In der Welt wimmelt es von Signalen: Jedes Geräusch, jeder Geruch, jede Spur im Gras, jedes Schreien oder Pfeifen oder donnernde Dröhnen bedeutet irgendetwas und erfordert irgendetwas. Auch der Urmensch lauschte auf diese Signale, die ihm aus der Umwelt zugesandt wurden. Aber außer diesen Signalen lernte er bald auch die anderen Signale verstehen, die von den Leuten seiner Horde kamen.
Der Jäger hat irgendwo im Wald die Spur eines Hirsches gefunden. Mit einer Bewegung seiner Hand signalisiert er dies den anderen Jägern, die ihm folgen. Sie sehen das Tier zwar noch nicht, aber das Signal hat sie veranlasst, auf der Hut zu sein und die Waffe fester in die Hand zu nehmen, als hätten sie schon selbst das gablige Geweih und die gespitzten Ohren der Hirsche vor sich.
Die Fußspur auf dem Boden – das ist ein Signal. Die Bewegung der Hand, die von der gefundenen Spur kündet – das ist ein Signal eines Signals. Jedes Mal, wenn einer der Jäger eine Spur auf der Erde sieht oder das Geräusch des schleichenden Tieres hört, gibt er den übrigen Mitgliedern der Horde ein Signal dieses Signals. So folgt den Signalen, die die Natur dem Menschen gibt, die Sprache – „Signal der Signale“-, die der Mensch der Horde zusendet. Sprachforscher bezeichnen die menschliche Sprache als das „Signal der Signale“.
Zunächst gab es nur Gesten und Rufe. Von Augen und Ohren aufgenommen, gelangten sie ins Hirn des Menschen wie in eine Telefonzentrale. Das „Signal eines Signals“: „Ein Tier nähert sich“, gelangt zum Hirn; das Hirn gibt den Händen den Befehl, den Jagdspieß fester zu packen, mit den Augen eindringlich das Laub zu mustern und mit den Ohren genau auf knarrende und knackende Geräusche zu lauschen. Noch war das Tier nicht zu sehen oder zu hören, aber der Mensch war schon vorbereitet, ihm zu begegnen.

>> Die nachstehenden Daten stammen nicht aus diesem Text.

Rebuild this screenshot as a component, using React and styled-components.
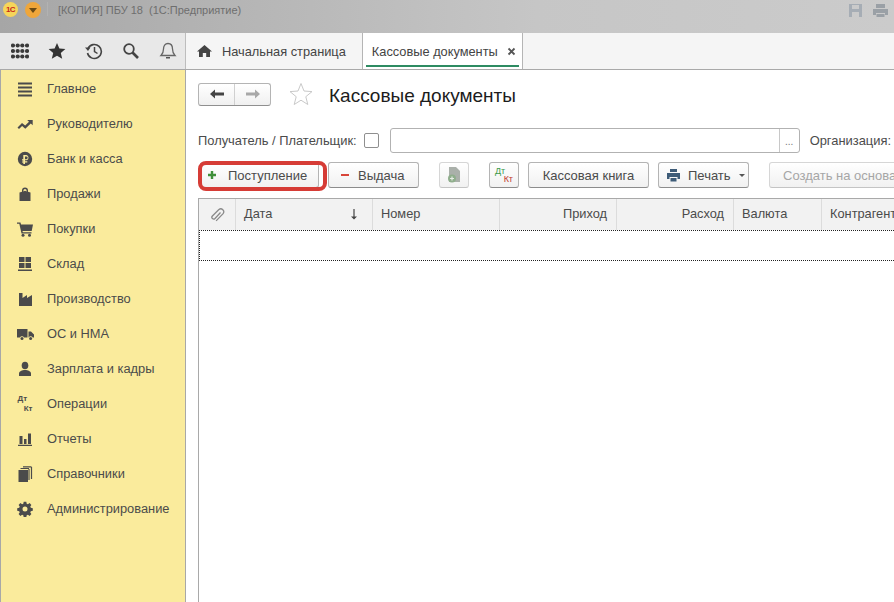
import React from 'react';
import styled, { createGlobalStyle } from 'styled-components';

const Global = createGlobalStyle`
  html, body { margin: 0; padding: 0; background: #fff; overflow: hidden; }
  body { font-family: "Liberation Sans", Arial, sans-serif; font-size: 13px; color: #4a4a4a; }
`;

const Page = styled.div`
  width: 894px;
  height: 602px;
  display: flex;
  flex-direction: column;
  overflow: hidden;
`;

const TitleBar = styled.div`
  height: 33px;
  flex: none;
  box-sizing: border-box;
  display: flex;
  align-items: flex-start;
  padding: 2px 5px 0 3px;
  background: linear-gradient(90deg, #a6a6a6 0%, #b4b4b4 25%, #c6c6c6 60%, #cbcbcb 100%);
`;

const Round = styled.div`
  width: ${p => p.$size}px;
  height: ${p => p.$size}px;
  border-radius: 50%;
  flex: none;
  margin-right: ${p => p.$gap}px;
  background: ${p => p.$bg};
  display: flex;
  align-items: center;
  justify-content: center;
  color: #c8281a;
  font-size: 8px;
  font-weight: 700;
  letter-spacing: -0.5px;
`;

const TitleSep = styled.div`
  width: 1px;
  height: 14px;
  background: #b2b2b2;
  margin-right: 10px;
  flex: none;
`;

const TitleText = styled.div`
  font-size: 11px;
  line-height: 17px;
  color: #6e6e6e;
  flex: 1;
  white-space: pre;
`;

const TitleIcons = styled.div`
  display: flex;
  gap: 9px;
  margin-top: 1px;
`;

const TopRow = styled.div`
  height: 37px;
  flex: none;
  box-sizing: border-box;
  display: flex;
  background: #f5f5f5;
  border-bottom: 1px solid #a9a9a9;
`;

const TopIcons = styled.div`
  width: 186px;
  flex: none;
  box-sizing: border-box;
  background: #e8e8e8;
  border-right: 1px solid #bdbdbd;
  display: flex;
  align-items: center;
  padding-left: 11px;
  gap: 19px;
`;

const Tab = styled.div`
  display: flex;
  align-items: center;
  position: relative;
  height: 36px;
  box-sizing: border-box;
  font-size: 12.8px;
  color: #444;
  padding: ${p => p.$active ? '0 6px 0 9px' : '0 16px 0 11px'};
  background: ${p => p.$active ? '#fff' : 'transparent'};
  border-left: ${p => p.$active ? '1px solid #b5b5b5' : 'none'};
  border-right: ${p => p.$active ? '1px solid #b5b5b5' : 'none'};
  gap: ${p => p.$active ? '9px' : '10px'};
`;

const TabLine = styled.div`
  position: absolute;
  left: 3px;
  right: 3px;
  bottom: 2px;
  height: 2px;
  background: #2e8b62;
`;

const Body = styled.div`
  flex: 1;
  display: flex;
  min-height: 0;
`;

const Sidebar = styled.div`
  width: 186px;
  flex: none;
  box-sizing: border-box;
  background: #faeb9c;
  border-left: 1px solid #a8a8a8;
  border-right: 1px solid #a8a8a8;
  padding-top: 1px;
`;

const SideItem = styled.div`
  height: 35px;
  display: flex;
  align-items: center;
  font-size: 12.85px;
  color: #4b4b4b;
`;

const SideIcon = styled.div`
  width: 46px;
  flex: none;
  display: flex;
  justify-content: center;
  padding-left: 2px;
  box-sizing: border-box;
`;

const Main = styled.div`
  flex: 1;
  min-width: 0;
  padding: 12px 0 0 12px;
  display: flex;
  flex-direction: column;
`;

const Head = styled.div`
  display: flex;
  align-items: center;
  height: 24px;
`;

const NavGroup = styled.div`
  width: 73px;
  height: 23px;
  box-sizing: border-box;
  display: flex;
  border: 1px solid #b4b4b4;
  border-bottom-color: #8f8f8f;
  border-radius: 3px;
  background: linear-gradient(#ffffff, #f0f0f0);
`;

const NavBtn = styled.div`
  flex: 1;
  display: flex;
  align-items: center;
  justify-content: center;
  & + & { border-left: 1px solid #d0d0d0; }
`;

const StarBox = styled.div`
  margin: 0 16px 0 18px;
  height: 24px;
`;

const Heading = styled.div`
  font-size: 19px;
  color: #1c1c1c;
  padding-top: 3px;
`;

const FilterRow = styled.div`
  margin-top: 22px;
  height: 25px;
  display: flex;
  align-items: center;
  white-space: nowrap;
`;

const Label = styled.span`
  font-size: 12.9px;
  color: #4b4b4b;
`;

const Check = styled.div`
  width: 15px;
  height: 15px;
  box-sizing: border-box;
  border: 1px solid #8f8f8f;
  border-radius: 2px;
  margin: 0 11px 0 7px;
  background: #fff;
  flex: none;
`;

const Input = styled.div`
  width: 410px;
  height: 25px;
  box-sizing: border-box;
  flex: none;
  border: 1px solid #b2b2b2;
  border-radius: 3px;
  display: flex;
  justify-content: flex-end;
  margin-right: 10px;
`;

const Dots = styled.div`
  width: 20px;
  box-sizing: border-box;
  border-left: 1px solid #c8c8c8;
  text-align: center;
  font-size: 10px;
  line-height: 26px;
  color: #777;
`;

const Toolbar = styled.div`
  margin-top: 9px;
  height: 26px;
  display: flex;
  align-items: center;
  white-space: nowrap;
  position: relative;
`;

const Btn = styled.div`
  height: 26px;
  width: ${p => p.$w}px;
  flex: none;
  margin-left: ${p => p.$ml || 0}px;
  box-sizing: border-box;
  display: flex;
  align-items: center;
  justify-content: ${p => p.$center ? 'center' : 'flex-start'};
  padding-left: ${p => p.$center ? 0 : p.$pl || 0}px;
  gap: ${p => p.$gap || 0}px;
  border: 1px solid ${p => p.$off ? '#d6d6d6' : '#b4b4b4'};
  border-bottom-color: ${p => p.$off ? '#c4c4c4' : '#8c8c8c'};
  border-radius: 3px;
  background: linear-gradient(#ffffff, #f1f1f1);
  font-size: 13px;
  color: ${p => p.$off ? '#a6a6a6' : '#4b4b4b'};
`;

const Highlight = styled.div`
  position: absolute;
  left: 0;
  top: -1px;
  width: 129px;
  height: 30px;
  box-sizing: border-box;
  border: 4px solid #d63c36;
  border-radius: 8px;
`;

const Caret = styled.span`
  width: 0;
  height: 0;
  border-left: 3px solid transparent;
  border-right: 3px solid transparent;
  border-top: 3px solid #555;
  margin-left: 1px;
`;

const DtKt = styled.div`
  display: flex;
  flex-direction: column;
  font-family: "Liberation Sans", Arial, sans-serif;
  font-size: ${p => p.$fs}px;
  line-height: ${p => p.$lh}px;
  width: ${p => p.$w}px;
`;

const Dt = styled.span`
  color: ${p => p.$c};
  text-align: ${p => p.$r ? 'right' : 'left'};
  font-weight: ${p => p.$bold ? 700 : 400};
`;

const Table = styled.div`
  margin-top: 10px;
  flex: 1;
  min-height: 0;
  border-left: 1px solid #a9a9a9;
  border-top: 1px solid #a9a9a9;
`;

const HeaderRow = styled.div`
  display: flex;
  height: 31px;
  background: #f2f2f2;
  white-space: nowrap;
`;

const Cell = styled.div`
  width: ${p => p.$w}px;
  flex: none;
  box-sizing: border-box;
  display: flex;
  align-items: center;
  justify-content: ${p => p.$right ? 'flex-end' : 'space-between'};
  padding: 0 ${p => p.$right ? '9px' : '14px'} 2px 8px;
  border-right: 1px solid #dcdcdc;
  font-size: 12.8px;
  color: #4b4b4b;
`;

const ClipCell = styled(Cell)`
  justify-content: center;
  padding: 0;
`;

const SelectedRow = styled.div`
  height: 31px;
  box-sizing: border-box;
  border-top: 1px dotted #222;
  border-bottom: 1px dotted #222;
  border-left: 1px dotted #222;
`;

const Ic = ({ children, w = 16, h = 16, vb, fill = '#4b4b4b' }) => (
  <svg width={w} height={h} viewBox={vb || `0 0 ${w} ${h}`} fill={fill}>{children}</svg>
);

const menu = [
  ['Главное', <Ic><path d="M1 1.500h14v2H1zM1 5.500h14v2H1zM1 9.500h14v2H1zM1 13.500h14v2H1z" /></Ic>],
  ['Руководителю', <Ic><path d="M0.500 11.500l4.500-4.500 3.200 2.500 3.800-3.700-1.800-1.800h5.500v5.300l-1.900-1.800-5.500 5.300L5.100 10 2 13z" /></Ic>],
  ['Банк и касса', <Ic><path fillRule="evenodd" d="M8 .8a7.200 7.200 0 1 1 0 14.400A7.200 7.200 0 0 1 8 .8zM6.300 4v4.200H5v1.300h1.300v.9H5v1.200h1.300V13h1.700v-1.600h2.300v-1.200H8v-.9h1.500a2.750 2.750 0 0 0 0-5.300zM8 5.400h1.300a1.400 1.400 0 0 1 0 2.800H8z" /></Ic>],
  ['Продажи', <Ic><path fillRule="evenodd" d="M2.500 6.500l2.500-.8V4.500a3 3 0 0 1 6 0v1.200l2.500.8V15h-11zM6.400 5.500l1.600-.8 1.600.8V4.500a1.600 1.600 0 0 0-3.200 0z" /></Ic>],
  ['Покупки', <Ic><path d="M0 1.500h3.500l.5 2H16l-1.300 6.500H5.500l.3 1.300h8.700v1.300H4.500L2.300 2.800H0z" /><circle cx="6" cy="14.300" r="1.500" /><circle cx="12.500" cy="14.300" r="1.500" /></Ic>],
  ['Склад', <Ic><path d="M2 1h5.500v5H2zM8.500 1H14v5H8.500zM2 7h5.500v5H2zM8.500 7H14v5H8.500zM1 13.500h14V15H1z" /></Ic>],
  ['Производство', <Ic><path d="M2 15V2h3.500v5l4.500-3v3l5-3v11z" /></Ic>],
  ['ОС и НМА', <Ic w={17}><path d="M0 3h10.500v8.500H7a2.200 2.200 0 0 0-4 0H0zM11.500 5.500H14l3 3v3h-1.300a2.200 2.200 0 0 0-4 0h-.2z" /><circle cx="5" cy="12.500" r="1.500" /><circle cx="13.600" cy="12.500" r="1.500" /></Ic>],
  ['Зарплата и кадры', <Ic><ellipse cx="8" cy="4.500" rx="3.300" ry="3.800" /><path d="M2 15v-2.500C2 10.500 5 9 8 9s6 1.500 6 3.500V15z" /></Ic>],
  ['Операции', <DtKt $fs={8} $lh={10} $w={15}><Dt $c="#4b4b4b" $bold>Дт</Dt><Dt $c="#4b4b4b" $bold $r>Кт</Dt></DtKt>],
  ['Отчеты', <Ic><path d="M2.500 5H5.500v8h-3zM7 8h2.500v5H7zM11 2.500h3v10.500h-3zM1 13.800h14V15H1z" /></Ic>],
  ['Справочники', <Ic><path d="M1.500 4h9.500v12H1.500z" /><path d="M12 3v11M14.500 1v12M3.500 2.500H12M6 .8h8.500" fill="none" stroke="#4b4b4b" strokeWidth="1.200" /></Ic>],
  ['Администрирование', <Ic><path fillRule="evenodd" d="M6.700 1h2.600l.4 2 1.200.5 1.700-1.100 1.800 1.800-1.100 1.700.5 1.200 2 .4v2.600l-2 .4-.5 1.200 1.100 1.700-1.800 1.800-1.700-1.100-1.200.5-.4 2H6.700l-.4-2-1.200-.5-1.700 1.100-1.800-1.800 1.100-1.700-.5-1.200-2-.4V7.500l2-.4.5-1.200-1.100-1.700 1.800-1.800 1.700 1.100 1.200-.5zM8 5.800a2.500 2.500 0 1 0 0 5A2.500 2.500 0 0 0 8 5.800z" transform="translate(0 -.3)" /></Ic>],
];

const columns = [
  ['Дата', 137, false, true],
  ['Номер', 127],
  ['Приход', 117, true],
  ['Расход', 117, true],
  ['Валюта', 88],
  ['Контрагент', 120],
];

export default function App() {
  return (
    <Page>
      <Global />
      <TitleBar>
        <Round $bg="#f6d55a" $gap={7} $size={15}>1С</Round>
        <Round $bg="#efa63a" $gap={6} $size={16}>
          <svg width="8" height="5" viewBox="0 0 8 5"><path d="M0 0h8L4 5z" fill="#6a4a14" /></svg>
        </Round>
        <TitleSep />
        <TitleText>[КОПИЯ] ПБУ 18  (1С:Предприятие)</TitleText>
        <TitleIcons>
          <Ic w={15} h={15} fill="#a6adb5"><path fillRule="evenodd" d="M1 1h13v13H1zM4 2v4h7V2zM4 9v5h7V9z" /></Ic>
          <Ic w={17} h={15} fill="#9aa0a6"><path d="M4 1h9v4H4zM1 6h15v6h-3v-2H4v2H1zM4.500 11h8v3h-8z" /></Ic>
        </TitleIcons>
      </TitleBar>
      <TopRow>
        <TopIcons>
          <Ic w={18} h={16} fill="#3a3a3a"><g>{[2.5, 8, 13.5].map(y => [2, 6.700, 11.300, 16].map(x => <circle key={`${x}-${y}`} cx={x} cy={y} r="2.100" />))}</g></Ic>
          <Ic w={18} h={18} fill="#333"><path d="M9 1l2.400 5.500 6 .5-4.600 3.900 1.400 5.900L9 13.700l-5.200 3.100 1.400-5.900L.6 7l6-.5z" /></Ic>
          <Ic w={18} h={18} fill="none"><path d="M3 6.500A7 7 0 1 1 2.500 11" stroke="#444" strokeWidth="1.600" /><path d="M0 5.500h5.500L3 9z" fill="#444" /><path d="M9.500 5v4.500l3 2" stroke="#444" strokeWidth="1.500" /></Ic>
          <Ic w={18} h={18} fill="none"><circle cx="7" cy="7" r="4.800" stroke="#444" strokeWidth="1.800" /><path d="M10.500 10.500l5.500 5.500" stroke="#444" strokeWidth="2.600" /></Ic>
          <Ic w={18} h={18} fill="none"><path d="M9 1.500c3 0 4.500 2.500 4.500 5.500 0 3 1 5 2.500 6.500H2C3.500 12 4.500 10 4.500 7c0-3 1.500-5.500 4.500-5.500z" stroke="#666" strokeWidth="1.300" /><path d="M7 15h4v1.500H7z" fill="#555" /></Ic>
        </TopIcons>
        <Tab>
          <Ic w={15} h={14} fill="#444"><path d="M7.500 1L15 7.500h-2V13H9.200V9H5.800v4H2V7.500H0z" /></Ic>
          Начальная страница
        </Tab>
        <Tab $active>
          Кассовые документы
          <Ic w={9} h={9} fill="none"><path d="M1.500 1.500l6 6M7.500 1.500l-6 6" stroke="#555" strokeWidth="1.800" /></Ic>
          <TabLine />
        </Tab>
      </TopRow>
      <Body>
        <Sidebar>
          {menu.map(([name, icon]) => (
            <SideItem key={name}>
              <SideIcon>{icon}</SideIcon>
              {name}
            </SideItem>
          ))}
        </Sidebar>
        <Main>
          <Head>
            <NavGroup>
              <NavBtn><Ic w={14} h={10} fill="#444"><path d="M0 5l5-4.500v3h9v3H5v3z" /></Ic></NavBtn>
              <NavBtn><Ic w={14} h={10} fill="#a8a8a8"><path d="M14 5L9 .5v3H0v3h9v3z" /></Ic></NavBtn>
            </NavGroup>
            <StarBox>
              <Ic w={24} h={24} fill="none"><path d="M12 1.500l3 7.500 8 .6-6.200 5.100 2 7.800L12 18.200 5.200 22.500l2-7.800L1 9.600 9 9z" stroke="#c9c9c9" strokeWidth="1" /></Ic>
            </StarBox>
            <Heading>Кассовые документы</Heading>
          </Head>
          <FilterRow>
            <Label>Получатель / Плательщик:</Label>
            <Check />
            <Input><Dots>...</Dots></Input>
            <Label>Организация:</Label>
          </FilterRow>
          <Toolbar>
            <Btn $w={119} $ml={2} $pl={6} $gap={11}>
              <Ic w={10} h={10} fill="#3f8f3a"><path d="M3.800 1h2.400v2.800H9v2.400H6.200V9H3.800V6.200H1V3.800h2.800z" /></Ic>
              Поступление
            </Btn>
            <Btn $w={91} $ml={9} $pl={11} $gap={8}>
              <Ic w={10} h={10} fill="#d8453a"><path d="M1 4h8v2H1z" /></Ic>
              Выдача
            </Btn>
            <Btn $w={30} $ml={20} $center $off>
              <Ic w={16} h={18} fill="#aab0aa"><path d="M3 1h7l4 4v11H3z" /><circle cx="6" cy="12.500" r="4" fill="#8fae8c" /><path d="M5.400 10.500h1.200v1.400H8v1.200H6.600v1.400H5.400v-1.400H4v-1.200h1.400z" fill="#e6ece5" /></Ic>
            </Btn>
            <Btn $w={30} $ml={20} $center>
              <DtKt $fs={9} $lh={8} $w={18}><Dt $c="#3a9a4a">Дт</Dt><Dt $c="#c0392f" $r>Кт</Dt></DtKt>
            </Btn>
            <Btn $w={121} $ml={9} $center>Кассовая книга</Btn>
            <Btn $w={91} $ml={9} $pl={7} $gap={7}>
              <Ic w={15} h={14} fill="#3e5c78"><path d="M4 1h7v3H4zM1 5h13v6h-2.500V9h-8v2H1zM4.500 10h6v3.500h-6z" /></Ic>
              Печать
              <Caret />
            </Btn>
            <Btn $w={140} $ml={20} $pl={13} $off>Создать на основании</Btn>
            <Highlight />
          </Toolbar>
          <Table>
            <HeaderRow>
              <ClipCell $w={37}>
                <Ic w={16} h={16} fill="none"><path d="M11.500 5.500l-5.500 6a1.800 1.800 0 0 1-2.600-2.500l6.500-6.500a3 3 0 0 1 4.200 4.200l-7 7.200" stroke="#8a8a8a" strokeWidth="1.300" /></Ic>
              </ClipCell>
              {columns.map(([name, w, right, sorted]) => (
                <Cell key={name} $w={w} $right={right}>
                  {name}
                  {sorted && <Ic w={8} h={12} fill="#444"><path d="M3.400 1h1.200v7.500H7L4 11.500 1 8.500h2.400z" /></Ic>}
                </Cell>
              ))}
            </HeaderRow>
            <SelectedRow />
          </Table>
        </Main>
      </Body>
    </Page>
  );
}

Je mehr Gesten es gab, umso häufiger gelangten „Signale von Signalen“ ins Gehirn, umso mehr Arbeit bekam die „Zentrale“, die hinter der Stirn des Menschen liegt. Dadurch musste sich die Zentrale immer mehr ausbreiten. Im Gehirn bildeten sich neue Zellen, und die Verbindungen der Zellen untereinander wurden immer verwickelter. Das Hirn wuchs und nahm an Umfang zu.
Der Schädel des Neandertalers hat einen um vierhundert bis fünfhundert Kubikzentimeter größeren Rauminhalt als der des Pithekanthropus. Das Hirn des Menschen entwickelte sich kontinuierlich über die Jahrtausende weiter. Der Mensch lernte denken. Wenn er das Signal, das „Sonne“ bedeutete, hörte oder sah, so dachte er an die Sonne, selbst wenn es zu dieser Zeit tiefe Nacht war. Wenn man ihm zeigte, dass er gehen und einen Speer bringen sollte, so kam ihm der Speer in den Sinn, obwohl keiner zur Hand war. Die gemeinschaftliche Arbeit lehrte den Menschen sprechen. Und indem er sprechen lernte, lernte er denken. Ein wechselseitiger Prozess. Der Mensch hat seinen Verstand nicht von der Natur als Geschenk erhalten. Er hat ihn sich mit seinen eigenen Händen mühsam erworben.